In another place in the same book [3:19] there is this statement: “The spirit of man is mortal, just as the spirit of beasts.” He is saying that on the basis of external events it is impossible to know whether the spirit of man differs from that of an animal, because the death of both is the same. Bernard explains: Reason of itself cannot know this, but faith, the truth of the Word of God, and the Spirit help us. And so in the same chapter Solomon soon says: “Your works are pleasing to God” [9:7].
                  —Martin Chemnitz

Hymnody
It was grace in Christ that called me,
         Taught my darkened heart and mind;

Else the world had yet enthralled me,
         To Thy heav—nly glories blind.

Now I worship none above Thee;
         For Thy grace alone I thirst,

Knowing well that, if I love Thee,
         Thou, O Lord, didst love me first. (LSB 573:2)

Prayer of the Day
Almighty and everlasting God, You found Your martyr Justin wandering from teacher to teacher, searching for the true God.
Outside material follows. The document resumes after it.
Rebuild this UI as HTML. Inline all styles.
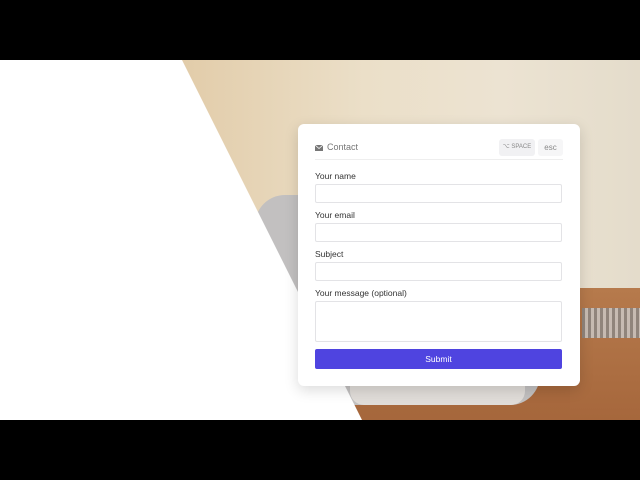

Grant that all who seek for a deeper knowledge of the sublime wisdom of Your eternal Word may be found by You, who sent Your Son to seek and to save the lost; through Jesus Christ, our Lord, who lives and reigns with You and the Holy Spirit, one God, now and forever. (1034)

Justin, Martyr
Born at the beginning of the second century, Justin was raised in a pagan family. He was a student of philosophy who converted to the Christian faith and became a teacher in Ephesus and Rome. After refusing to make pagan sacrifices, he was arrested, tried, and executed, along with six other believers. The official Roman court proceedings of his trial before Rusticius, a Roman prelate, document his confession of faith. The account of his martyrdom became a source of great encouragement to the early Christian community. Much of what we know of early liturgical practice comes from Justin.